**Given information:**
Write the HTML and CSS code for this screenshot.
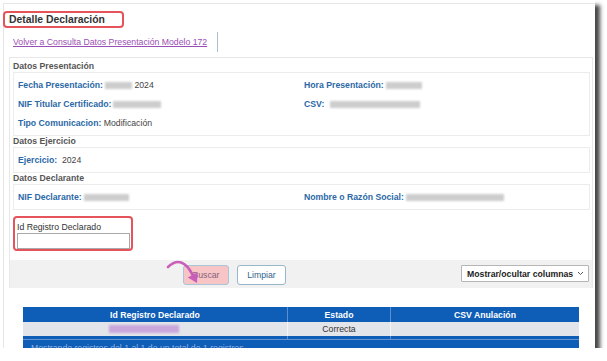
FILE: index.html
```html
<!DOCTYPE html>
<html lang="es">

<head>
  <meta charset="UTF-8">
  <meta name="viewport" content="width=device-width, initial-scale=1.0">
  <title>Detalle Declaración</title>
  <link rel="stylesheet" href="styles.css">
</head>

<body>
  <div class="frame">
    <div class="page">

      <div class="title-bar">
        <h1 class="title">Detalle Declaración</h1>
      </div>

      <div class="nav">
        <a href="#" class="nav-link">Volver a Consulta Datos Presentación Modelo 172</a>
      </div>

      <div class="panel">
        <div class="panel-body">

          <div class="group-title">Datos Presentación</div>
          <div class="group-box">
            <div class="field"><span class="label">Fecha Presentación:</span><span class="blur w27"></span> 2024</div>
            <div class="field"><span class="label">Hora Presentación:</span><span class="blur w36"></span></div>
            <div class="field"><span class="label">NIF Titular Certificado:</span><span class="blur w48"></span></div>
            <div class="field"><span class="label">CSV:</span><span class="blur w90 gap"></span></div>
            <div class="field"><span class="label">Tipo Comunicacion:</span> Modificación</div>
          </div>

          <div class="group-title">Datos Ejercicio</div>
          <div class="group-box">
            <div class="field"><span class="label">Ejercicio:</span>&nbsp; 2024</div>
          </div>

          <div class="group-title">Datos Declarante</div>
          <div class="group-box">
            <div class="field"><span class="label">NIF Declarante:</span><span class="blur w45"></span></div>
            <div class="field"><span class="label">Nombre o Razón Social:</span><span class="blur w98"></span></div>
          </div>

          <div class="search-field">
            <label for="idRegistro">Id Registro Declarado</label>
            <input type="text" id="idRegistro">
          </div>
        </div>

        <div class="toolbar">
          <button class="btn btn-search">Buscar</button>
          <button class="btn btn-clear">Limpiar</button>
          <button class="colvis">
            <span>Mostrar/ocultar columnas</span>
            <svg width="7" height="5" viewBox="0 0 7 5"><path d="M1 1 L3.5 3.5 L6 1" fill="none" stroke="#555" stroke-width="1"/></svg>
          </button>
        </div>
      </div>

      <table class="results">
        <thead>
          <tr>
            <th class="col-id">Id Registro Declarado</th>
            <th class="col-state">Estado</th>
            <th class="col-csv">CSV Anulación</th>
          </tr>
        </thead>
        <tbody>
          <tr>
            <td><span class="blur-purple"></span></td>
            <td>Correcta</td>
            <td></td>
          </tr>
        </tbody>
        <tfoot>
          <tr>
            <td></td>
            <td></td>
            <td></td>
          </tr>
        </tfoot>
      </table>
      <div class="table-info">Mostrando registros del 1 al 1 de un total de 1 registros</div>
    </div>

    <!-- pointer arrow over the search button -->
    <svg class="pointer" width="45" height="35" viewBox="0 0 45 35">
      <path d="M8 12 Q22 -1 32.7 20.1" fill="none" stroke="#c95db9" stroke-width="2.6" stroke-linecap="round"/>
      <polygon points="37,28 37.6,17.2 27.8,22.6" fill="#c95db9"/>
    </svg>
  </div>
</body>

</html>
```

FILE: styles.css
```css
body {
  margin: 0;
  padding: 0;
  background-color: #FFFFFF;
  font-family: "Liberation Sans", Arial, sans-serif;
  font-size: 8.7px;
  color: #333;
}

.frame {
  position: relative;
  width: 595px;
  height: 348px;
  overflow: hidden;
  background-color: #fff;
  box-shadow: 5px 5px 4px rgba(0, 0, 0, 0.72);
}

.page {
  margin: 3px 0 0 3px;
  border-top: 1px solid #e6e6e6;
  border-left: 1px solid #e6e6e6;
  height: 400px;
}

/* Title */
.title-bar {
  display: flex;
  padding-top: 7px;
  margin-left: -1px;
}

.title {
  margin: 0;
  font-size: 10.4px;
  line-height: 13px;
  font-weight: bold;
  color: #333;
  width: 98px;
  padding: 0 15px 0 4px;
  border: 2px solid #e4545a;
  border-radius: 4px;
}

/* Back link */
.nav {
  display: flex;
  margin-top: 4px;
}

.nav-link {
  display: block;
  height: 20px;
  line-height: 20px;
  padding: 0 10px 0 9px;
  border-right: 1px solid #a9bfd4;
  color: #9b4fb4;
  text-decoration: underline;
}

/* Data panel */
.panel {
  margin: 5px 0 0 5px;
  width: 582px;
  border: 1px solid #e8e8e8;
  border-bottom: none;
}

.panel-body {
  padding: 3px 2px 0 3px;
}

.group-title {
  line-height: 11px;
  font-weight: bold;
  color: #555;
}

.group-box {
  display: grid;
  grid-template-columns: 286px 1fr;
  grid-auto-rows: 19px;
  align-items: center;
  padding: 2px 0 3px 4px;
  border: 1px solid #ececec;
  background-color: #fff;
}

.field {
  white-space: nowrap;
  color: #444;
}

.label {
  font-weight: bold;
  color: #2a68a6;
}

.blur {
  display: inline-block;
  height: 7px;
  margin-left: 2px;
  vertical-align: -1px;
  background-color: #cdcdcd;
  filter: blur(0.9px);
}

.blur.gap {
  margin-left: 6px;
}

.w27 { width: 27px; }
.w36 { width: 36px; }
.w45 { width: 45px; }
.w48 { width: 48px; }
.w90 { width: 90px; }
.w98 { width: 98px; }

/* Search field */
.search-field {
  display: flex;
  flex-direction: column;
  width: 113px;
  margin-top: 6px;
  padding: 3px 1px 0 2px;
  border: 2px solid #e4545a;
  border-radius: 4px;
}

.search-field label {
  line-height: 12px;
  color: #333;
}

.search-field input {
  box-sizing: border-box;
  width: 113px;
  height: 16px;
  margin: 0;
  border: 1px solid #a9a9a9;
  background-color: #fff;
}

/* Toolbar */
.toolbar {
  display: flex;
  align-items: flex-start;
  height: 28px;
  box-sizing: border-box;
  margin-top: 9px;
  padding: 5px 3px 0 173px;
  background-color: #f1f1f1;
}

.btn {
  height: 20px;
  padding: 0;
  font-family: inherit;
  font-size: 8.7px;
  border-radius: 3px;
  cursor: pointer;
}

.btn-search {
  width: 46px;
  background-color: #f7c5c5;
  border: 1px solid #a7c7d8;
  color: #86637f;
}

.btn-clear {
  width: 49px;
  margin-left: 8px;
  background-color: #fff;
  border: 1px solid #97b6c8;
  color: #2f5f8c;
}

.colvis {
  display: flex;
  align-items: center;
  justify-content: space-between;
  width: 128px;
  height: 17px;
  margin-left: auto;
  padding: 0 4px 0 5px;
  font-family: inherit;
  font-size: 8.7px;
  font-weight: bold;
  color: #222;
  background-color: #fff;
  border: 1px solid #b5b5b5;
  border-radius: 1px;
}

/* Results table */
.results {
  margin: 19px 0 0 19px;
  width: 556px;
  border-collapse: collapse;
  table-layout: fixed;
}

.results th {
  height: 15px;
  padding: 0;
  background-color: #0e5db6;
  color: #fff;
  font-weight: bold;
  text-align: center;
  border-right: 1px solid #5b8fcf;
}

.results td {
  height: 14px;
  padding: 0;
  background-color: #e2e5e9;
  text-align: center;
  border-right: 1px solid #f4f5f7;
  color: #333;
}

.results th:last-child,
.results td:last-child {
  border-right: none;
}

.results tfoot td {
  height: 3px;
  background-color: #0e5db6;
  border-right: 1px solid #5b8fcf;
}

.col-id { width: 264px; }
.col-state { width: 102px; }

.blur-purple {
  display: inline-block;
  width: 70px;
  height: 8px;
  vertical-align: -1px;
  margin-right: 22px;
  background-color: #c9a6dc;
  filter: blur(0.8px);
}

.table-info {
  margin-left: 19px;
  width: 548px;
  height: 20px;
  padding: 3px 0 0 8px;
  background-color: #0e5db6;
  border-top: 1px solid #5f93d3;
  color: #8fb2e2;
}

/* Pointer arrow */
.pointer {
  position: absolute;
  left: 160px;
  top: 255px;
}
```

**Short exercise:**
Omit pictures; set down the rest of the material word for word.

**Finished exercise:**
Write the HTML and CSS code for this screenshot.
FILE: index.html
```html
<!DOCTYPE html>
<html lang="es">

<head>
  <meta charset="UTF-8">
  <meta name="viewport" content="width=device-width, initial-scale=1.0">
  <title>Detalle Declaración</title>
  <link rel="stylesheet" href="styles.css">
</head>

<body>
  <div class="frame">
    <div class="page">

      <div class="title-bar">
        <h1 class="title">Detalle Declaración</h1>
      </div>

      <div class="nav">
        <a href="#" class="nav-link">Volver a Consulta Datos Presentación Modelo 172</a>
      </div>

      <div class="panel">
        <div class="panel-body">

          <div class="group-title">Datos Presentación</div>
          <div class="group-box">
            <div class="field"><span class="label">Fecha Presentación:</span><span class="blur w27"></span> 2024</div>
            <div class="field"><span class="label">Hora Presentación:</span><span class="blur w36"></span></div>
            <div class="field"><span class="label">NIF Titular Certificado:</span><span class="blur w48"></span></div>
            <div class="field"><span class="label">CSV:</span><span class="blur w90 gap"></span></div>
            <div class="field"><span class="label">Tipo Comunicacion:</span> Modificación</div>
          </div>

          <div class="group-title">Datos Ejercicio</div>
          <div class="group-box">
            <div class="field"><span class="label">Ejercicio:</span>&nbsp; 2024</div>
          </div>

          <div class="group-title">Datos Declarante</div>
          <div class="group-box">
            <div class="field"><span class="label">NIF Declarante:</span><span class="blur w45"></span></div>
            <div class="field"><span class="label">Nombre o Razón Social:</span><span class="blur w98"></span></div>
          </div>

          <div class="search-field">
            <label for="idRegistro">Id Registro Declarado</label>
            <input type="text" id="idRegistro">
          </div>
        </div>

        <div class="toolbar">
          <button class="btn btn-search">Buscar</button>
          <button class="btn btn-clear">Limpiar</button>
          <button class="colvis">
            <span>Mostrar/ocultar columnas</span>
            <svg width="7" height="5" viewBox="0 0 7 5"><path d="M1 1 L3.5 3.5 L6 1" fill="none" stroke="#555" stroke-width="1"/></svg>
          </button>
        </div>
      </div>

      <table class="results">
        <thead>
          <tr>
            <th class="col-id">Id Registro Declarado</th>
            <th class="col-state">Estado</th>
            <th class="col-csv">CSV Anulación</th>
          </tr>
        </thead>
        <tbody>
          <tr>
            <td><span class="blur-purple"></span></td>
            <td>Correcta</td>
            <td></td>
          </tr>
        </tbody>
        <tfoot>
          <tr>
            <td></td>
            <td></td>
            <td></td>
          </tr>
        </tfoot>
      </table>
      <div class="table-info">Mostrando registros del 1 al 1 de un total de 1 registros</div>
    </div>

    <!-- pointer arrow over the search button -->
    <svg class="pointer" width="45" height="35" viewBox="0 0 45 35">
      <path d="M8 12 Q22 -1 32.7 20.1" fill="none" stroke="#c95db9" stroke-width="2.6" stroke-linecap="round"/>
      <polygon points="37,28 37.6,17.2 27.8,22.6" fill="#c95db9"/>
    </svg>
  </div>
</body>

</html>
```

FILE: styles.css
```css
body {
  margin: 0;
  padding: 0;
  background-color: #FFFFFF;
  font-family: "Liberation Sans", Arial, sans-serif;
  font-size: 8.7px;
  color: #333;
}

.frame {
  position: relative;
  width: 595px;
  height: 348px;
  overflow: hidden;
  background-color: #fff;
  box-shadow: 5px 5px 4px rgba(0, 0, 0, 0.72);
}

.page {
  margin: 3px 0 0 3px;
  border-top: 1px solid #e6e6e6;
  border-left: 1px solid #e6e6e6;
  height: 400px;
}

/* Title */
.title-bar {
  display: flex;
  padding-top: 7px;
  margin-left: -1px;
}

.title {
  margin: 0;
  font-size: 10.4px;
  line-height: 13px;
  font-weight: bold;
  color: #333;
  width: 98px;
  padding: 0 15px 0 4px;
  border: 2px solid #e4545a;
  border-radius: 4px;
}

/* Back link */
.nav {
  display: flex;
  margin-top: 4px;
}

.nav-link {
  display: block;
  height: 20px;
  line-height: 20px;
  padding: 0 10px 0 9px;
  border-right: 1px solid #a9bfd4;
  color: #9b4fb4;
  text-decoration: underline;
}

/* Data panel */
.panel {
  margin: 5px 0 0 5px;
  width: 582px;
  border: 1px solid #e8e8e8;
  border-bottom: none;
}

.panel-body {
  padding: 3px 2px 0 3px;
}

.group-title {
  line-height: 11px;
  font-weight: bold;
  color: #555;
}

.group-box {
  display: grid;
  grid-template-columns: 286px 1fr;
  grid-auto-rows: 19px;
  align-items: center;
  padding: 2px 0 3px 4px;
  border: 1px solid #ececec;
  background-color: #fff;
}

.field {
  white-space: nowrap;
  color: #444;
}

.label {
  font-weight: bold;
  color: #2a68a6;
}

.blur {
  display: inline-block;
  height: 7px;
  margin-left: 2px;
  vertical-align: -1px;
  background-color: #cdcdcd;
  filter: blur(0.9px);
}

.blur.gap {
  margin-left: 6px;
}

.w27 { width: 27px; }
.w36 { width: 36px; }
.w45 { width: 45px; }
.w48 { width: 48px; }
.w90 { width: 90px; }
.w98 { width: 98px; }

/* Search field */
.search-field {
  display: flex;
  flex-direction: column;
  width: 113px;
  margin-top: 6px;
  padding: 3px 1px 0 2px;
  border: 2px solid #e4545a;
  border-radius: 4px;
}

.search-field label {
  line-height: 12px;
  color: #333;
}

.search-field input {
  box-sizing: border-box;
  width: 113px;
  height: 16px;
  margin: 0;
  border: 1px solid #a9a9a9;
  background-color: #fff;
}

/* Toolbar */
.toolbar {
  display: flex;
  align-items: flex-start;
  height: 28px;
  box-sizing: border-box;
  margin-top: 9px;
  padding: 5px 3px 0 173px;
  background-color: #f1f1f1;
}

.btn {
  height: 20px;
  padding: 0;
  font-family: inherit;
  font-size: 8.7px;
  border-radius: 3px;
  cursor: pointer;
}

.btn-search {
  width: 46px;
  background-color: #f7c5c5;
  border: 1px solid #a7c7d8;
  color: #86637f;
}

.btn-clear {
  width: 49px;
  margin-left: 8px;
  background-color: #fff;
  border: 1px solid #97b6c8;
  color: #2f5f8c;
}

.colvis {
  display: flex;
  align-items: center;
  justify-content: space-between;
  width: 128px;
  height: 17px;
  margin-left: auto;
  padding: 0 4px 0 5px;
  font-family: inherit;
  font-size: 8.7px;
  font-weight: bold;
  color: #222;
  background-color: #fff;
  border: 1px solid #b5b5b5;
  border-radius: 1px;
}

/* Results table */
.results {
  margin: 19px 0 0 19px;
  width: 556px;
  border-collapse: collapse;
  table-layout: fixed;
}

.results th {
  height: 15px;
  padding: 0;
  background-color: #0e5db6;
  color: #fff;
  font-weight: bold;
  text-align: center;
  border-right: 1px solid #5b8fcf;
}

.results td {
  height: 14px;
  padding: 0;
  background-color: #e2e5e9;
  text-align: center;
  border-right: 1px solid #f4f5f7;
  color: #333;
}

.results th:last-child,
.results td:last-child {
  border-right: none;
}

.results tfoot td {
  height: 3px;
  background-color: #0e5db6;
  border-right: 1px solid #5b8fcf;
}

.col-id { width: 264px; }
.col-state { width: 102px; }

.blur-purple {
  display: inline-block;
  width: 70px;
  height: 8px;
  vertical-align: -1px;
  margin-right: 22px;
  background-color: #c9a6dc;
  filter: blur(0.8px);
}

.table-info {
  margin-left: 19px;
  width: 548px;
  height: 20px;
  padding: 3px 0 0 8px;
  background-color: #0e5db6;
  border-top: 1px solid #5f93d3;
  color: #8fb2e2;
}

/* Pointer arrow */
.pointer {
  position: absolute;
  left: 160px;
  top: 255px;
}
```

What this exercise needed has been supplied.